* DATA BLOCK
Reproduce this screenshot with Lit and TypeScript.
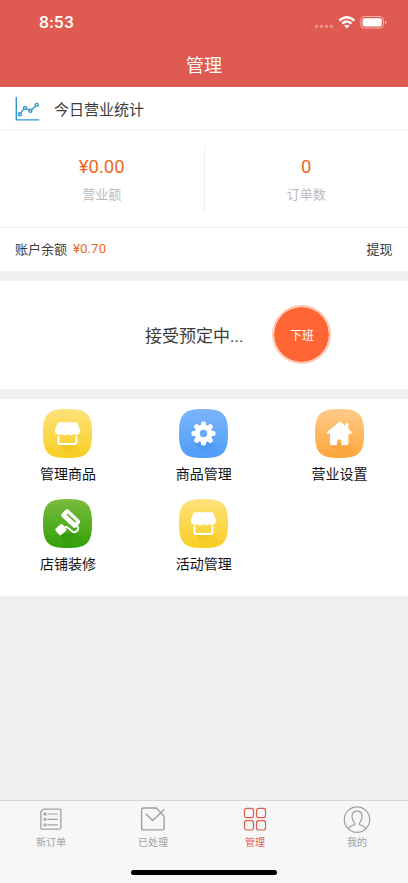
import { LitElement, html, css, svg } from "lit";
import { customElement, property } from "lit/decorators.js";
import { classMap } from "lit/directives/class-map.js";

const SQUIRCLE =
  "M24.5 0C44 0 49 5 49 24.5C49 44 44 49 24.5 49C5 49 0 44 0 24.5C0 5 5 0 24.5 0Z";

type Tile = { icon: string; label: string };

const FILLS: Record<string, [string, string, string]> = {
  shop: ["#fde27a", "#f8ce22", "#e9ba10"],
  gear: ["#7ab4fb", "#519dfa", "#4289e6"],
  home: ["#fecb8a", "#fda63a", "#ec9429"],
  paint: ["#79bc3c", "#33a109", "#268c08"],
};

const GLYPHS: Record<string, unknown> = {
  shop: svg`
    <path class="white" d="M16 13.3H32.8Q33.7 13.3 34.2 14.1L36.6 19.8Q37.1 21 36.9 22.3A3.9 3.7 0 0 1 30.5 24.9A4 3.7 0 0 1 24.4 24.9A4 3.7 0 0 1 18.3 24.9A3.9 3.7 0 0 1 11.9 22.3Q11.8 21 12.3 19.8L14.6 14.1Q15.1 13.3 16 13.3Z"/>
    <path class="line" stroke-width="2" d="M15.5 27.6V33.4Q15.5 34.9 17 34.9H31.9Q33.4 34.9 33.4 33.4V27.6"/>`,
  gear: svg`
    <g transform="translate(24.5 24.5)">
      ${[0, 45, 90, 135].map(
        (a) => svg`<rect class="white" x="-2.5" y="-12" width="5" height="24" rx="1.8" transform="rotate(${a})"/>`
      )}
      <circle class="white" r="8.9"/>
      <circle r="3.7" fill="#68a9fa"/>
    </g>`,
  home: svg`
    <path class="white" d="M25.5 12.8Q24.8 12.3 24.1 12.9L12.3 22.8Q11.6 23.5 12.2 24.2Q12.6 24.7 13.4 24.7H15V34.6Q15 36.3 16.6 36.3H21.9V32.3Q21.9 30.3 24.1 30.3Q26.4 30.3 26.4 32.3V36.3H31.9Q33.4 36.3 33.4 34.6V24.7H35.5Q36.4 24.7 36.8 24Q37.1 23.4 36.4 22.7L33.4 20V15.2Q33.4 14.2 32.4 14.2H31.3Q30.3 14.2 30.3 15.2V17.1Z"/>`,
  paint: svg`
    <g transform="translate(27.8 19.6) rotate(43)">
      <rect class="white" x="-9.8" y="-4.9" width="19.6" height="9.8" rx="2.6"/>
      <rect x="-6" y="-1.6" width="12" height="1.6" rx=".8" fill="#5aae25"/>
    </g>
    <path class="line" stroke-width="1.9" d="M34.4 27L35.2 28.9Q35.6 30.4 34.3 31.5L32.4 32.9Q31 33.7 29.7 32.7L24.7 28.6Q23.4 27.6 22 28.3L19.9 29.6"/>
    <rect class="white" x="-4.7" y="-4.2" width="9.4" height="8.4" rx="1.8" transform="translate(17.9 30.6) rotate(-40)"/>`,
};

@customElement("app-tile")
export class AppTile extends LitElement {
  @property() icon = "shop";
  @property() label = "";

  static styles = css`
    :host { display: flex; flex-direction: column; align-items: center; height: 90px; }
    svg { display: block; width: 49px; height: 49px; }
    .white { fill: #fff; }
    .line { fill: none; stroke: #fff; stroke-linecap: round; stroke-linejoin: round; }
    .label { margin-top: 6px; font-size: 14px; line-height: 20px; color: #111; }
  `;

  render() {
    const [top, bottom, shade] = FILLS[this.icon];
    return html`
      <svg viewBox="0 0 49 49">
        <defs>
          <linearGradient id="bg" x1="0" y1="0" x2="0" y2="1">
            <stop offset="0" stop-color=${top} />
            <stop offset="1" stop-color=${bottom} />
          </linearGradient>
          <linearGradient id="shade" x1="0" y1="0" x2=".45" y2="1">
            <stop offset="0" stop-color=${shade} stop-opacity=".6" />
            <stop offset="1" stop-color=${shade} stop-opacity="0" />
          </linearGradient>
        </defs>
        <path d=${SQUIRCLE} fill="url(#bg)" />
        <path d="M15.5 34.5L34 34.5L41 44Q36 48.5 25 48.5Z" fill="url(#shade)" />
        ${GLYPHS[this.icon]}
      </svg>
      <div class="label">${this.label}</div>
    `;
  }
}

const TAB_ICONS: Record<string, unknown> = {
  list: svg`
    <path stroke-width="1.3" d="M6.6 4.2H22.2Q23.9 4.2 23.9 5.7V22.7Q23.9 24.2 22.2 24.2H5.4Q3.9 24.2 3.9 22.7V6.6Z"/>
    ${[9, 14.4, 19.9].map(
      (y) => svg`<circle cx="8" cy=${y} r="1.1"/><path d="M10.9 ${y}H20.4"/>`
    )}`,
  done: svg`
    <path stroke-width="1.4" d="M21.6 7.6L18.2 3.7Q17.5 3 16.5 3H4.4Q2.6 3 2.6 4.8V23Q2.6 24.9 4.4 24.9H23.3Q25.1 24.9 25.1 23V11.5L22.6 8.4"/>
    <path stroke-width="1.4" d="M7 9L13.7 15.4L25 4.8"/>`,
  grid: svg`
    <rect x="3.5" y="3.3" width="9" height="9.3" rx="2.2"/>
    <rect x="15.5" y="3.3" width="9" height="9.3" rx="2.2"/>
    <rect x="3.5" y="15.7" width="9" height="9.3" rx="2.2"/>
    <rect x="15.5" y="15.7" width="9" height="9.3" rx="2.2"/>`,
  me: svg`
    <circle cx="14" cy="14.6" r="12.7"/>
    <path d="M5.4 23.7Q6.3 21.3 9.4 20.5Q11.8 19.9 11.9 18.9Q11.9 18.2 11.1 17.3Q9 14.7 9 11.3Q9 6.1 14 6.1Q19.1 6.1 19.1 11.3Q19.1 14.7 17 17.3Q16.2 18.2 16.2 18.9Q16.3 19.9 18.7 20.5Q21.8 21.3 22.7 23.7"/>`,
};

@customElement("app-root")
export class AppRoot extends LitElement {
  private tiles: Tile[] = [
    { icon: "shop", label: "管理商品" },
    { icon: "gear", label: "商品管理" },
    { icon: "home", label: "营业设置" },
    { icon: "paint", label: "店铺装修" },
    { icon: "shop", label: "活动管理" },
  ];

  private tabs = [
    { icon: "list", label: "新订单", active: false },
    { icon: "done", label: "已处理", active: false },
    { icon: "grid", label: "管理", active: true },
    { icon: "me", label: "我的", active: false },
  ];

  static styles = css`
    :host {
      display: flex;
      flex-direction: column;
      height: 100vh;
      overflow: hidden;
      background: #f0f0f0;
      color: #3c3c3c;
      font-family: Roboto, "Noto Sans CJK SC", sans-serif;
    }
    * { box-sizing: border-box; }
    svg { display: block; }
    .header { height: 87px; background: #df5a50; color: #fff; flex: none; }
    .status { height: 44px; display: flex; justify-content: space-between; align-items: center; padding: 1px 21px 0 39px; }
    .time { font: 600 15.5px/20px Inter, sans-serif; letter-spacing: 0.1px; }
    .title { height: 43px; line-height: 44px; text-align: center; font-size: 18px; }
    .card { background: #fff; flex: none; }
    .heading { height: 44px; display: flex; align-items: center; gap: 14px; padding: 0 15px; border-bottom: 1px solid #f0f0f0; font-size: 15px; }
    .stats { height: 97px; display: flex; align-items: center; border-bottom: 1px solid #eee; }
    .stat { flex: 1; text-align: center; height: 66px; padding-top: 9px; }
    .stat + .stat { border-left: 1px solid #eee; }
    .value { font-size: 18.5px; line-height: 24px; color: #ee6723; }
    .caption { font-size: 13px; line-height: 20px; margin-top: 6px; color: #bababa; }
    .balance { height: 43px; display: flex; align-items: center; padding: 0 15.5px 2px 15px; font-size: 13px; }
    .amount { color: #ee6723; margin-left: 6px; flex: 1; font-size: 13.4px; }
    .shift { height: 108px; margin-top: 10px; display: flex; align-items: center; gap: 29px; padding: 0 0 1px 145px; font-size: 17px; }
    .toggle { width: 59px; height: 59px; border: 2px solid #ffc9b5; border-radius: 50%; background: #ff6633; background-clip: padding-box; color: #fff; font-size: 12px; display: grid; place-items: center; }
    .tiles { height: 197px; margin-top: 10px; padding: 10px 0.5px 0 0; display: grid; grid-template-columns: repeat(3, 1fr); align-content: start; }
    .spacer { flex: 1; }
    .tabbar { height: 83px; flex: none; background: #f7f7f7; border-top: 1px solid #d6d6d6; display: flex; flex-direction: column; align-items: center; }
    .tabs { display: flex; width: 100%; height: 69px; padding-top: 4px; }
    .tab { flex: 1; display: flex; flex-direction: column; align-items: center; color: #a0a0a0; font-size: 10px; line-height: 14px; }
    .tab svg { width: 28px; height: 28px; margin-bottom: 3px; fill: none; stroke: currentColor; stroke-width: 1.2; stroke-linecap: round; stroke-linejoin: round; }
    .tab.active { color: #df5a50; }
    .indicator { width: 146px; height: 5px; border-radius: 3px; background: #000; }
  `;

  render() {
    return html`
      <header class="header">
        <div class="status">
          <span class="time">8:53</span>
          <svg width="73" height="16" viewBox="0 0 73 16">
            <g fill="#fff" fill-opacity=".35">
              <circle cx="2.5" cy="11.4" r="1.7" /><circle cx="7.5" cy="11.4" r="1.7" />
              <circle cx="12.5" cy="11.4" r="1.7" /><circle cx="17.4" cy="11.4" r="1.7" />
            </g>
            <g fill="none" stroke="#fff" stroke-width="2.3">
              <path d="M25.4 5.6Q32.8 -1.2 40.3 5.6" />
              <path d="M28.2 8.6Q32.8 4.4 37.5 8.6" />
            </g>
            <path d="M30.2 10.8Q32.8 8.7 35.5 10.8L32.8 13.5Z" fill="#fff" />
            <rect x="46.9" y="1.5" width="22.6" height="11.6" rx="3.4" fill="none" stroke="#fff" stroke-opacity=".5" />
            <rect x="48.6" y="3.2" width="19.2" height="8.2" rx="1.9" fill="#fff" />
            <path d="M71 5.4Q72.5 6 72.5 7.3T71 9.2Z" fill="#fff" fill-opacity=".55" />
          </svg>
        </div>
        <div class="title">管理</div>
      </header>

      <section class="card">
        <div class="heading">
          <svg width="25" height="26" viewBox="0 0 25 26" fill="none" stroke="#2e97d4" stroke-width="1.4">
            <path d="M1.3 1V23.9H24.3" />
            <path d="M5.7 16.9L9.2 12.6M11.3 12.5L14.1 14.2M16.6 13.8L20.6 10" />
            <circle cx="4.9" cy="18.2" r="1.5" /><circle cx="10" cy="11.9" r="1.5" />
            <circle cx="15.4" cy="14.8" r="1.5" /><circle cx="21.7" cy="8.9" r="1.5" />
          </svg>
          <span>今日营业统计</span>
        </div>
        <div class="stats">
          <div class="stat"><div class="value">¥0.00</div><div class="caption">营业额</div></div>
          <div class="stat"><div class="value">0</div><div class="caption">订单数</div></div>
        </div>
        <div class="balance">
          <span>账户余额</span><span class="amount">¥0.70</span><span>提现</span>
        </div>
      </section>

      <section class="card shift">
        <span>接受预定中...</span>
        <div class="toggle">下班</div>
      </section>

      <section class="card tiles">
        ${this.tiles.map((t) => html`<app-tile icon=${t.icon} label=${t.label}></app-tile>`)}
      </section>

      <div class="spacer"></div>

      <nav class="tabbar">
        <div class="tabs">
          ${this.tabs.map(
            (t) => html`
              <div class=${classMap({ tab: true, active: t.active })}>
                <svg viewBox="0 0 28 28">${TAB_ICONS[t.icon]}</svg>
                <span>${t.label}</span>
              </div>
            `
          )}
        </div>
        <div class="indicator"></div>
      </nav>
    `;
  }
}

* PROBLEM STATEMENT
Each line from the top of the material through the line containing "string; label: string" should be reproduced exactly; please drop any images.

* OUTPUT OF THE TASK
Reproduce this screenshot with Lit and TypeScript.
import { LitElement, html, css, svg } from "lit";
import { customElement, property } from "lit/decorators.js";
import { classMap } from "lit/directives/class-map.js";

const SQUIRCLE =
  "M24.5 0C44 0 49 5 49 24.5C49 44 44 49 24.5 49C5 49 0 44 0 24.5C0 5 5 0 24.5 0Z";

type Tile = { icon: string; label: string };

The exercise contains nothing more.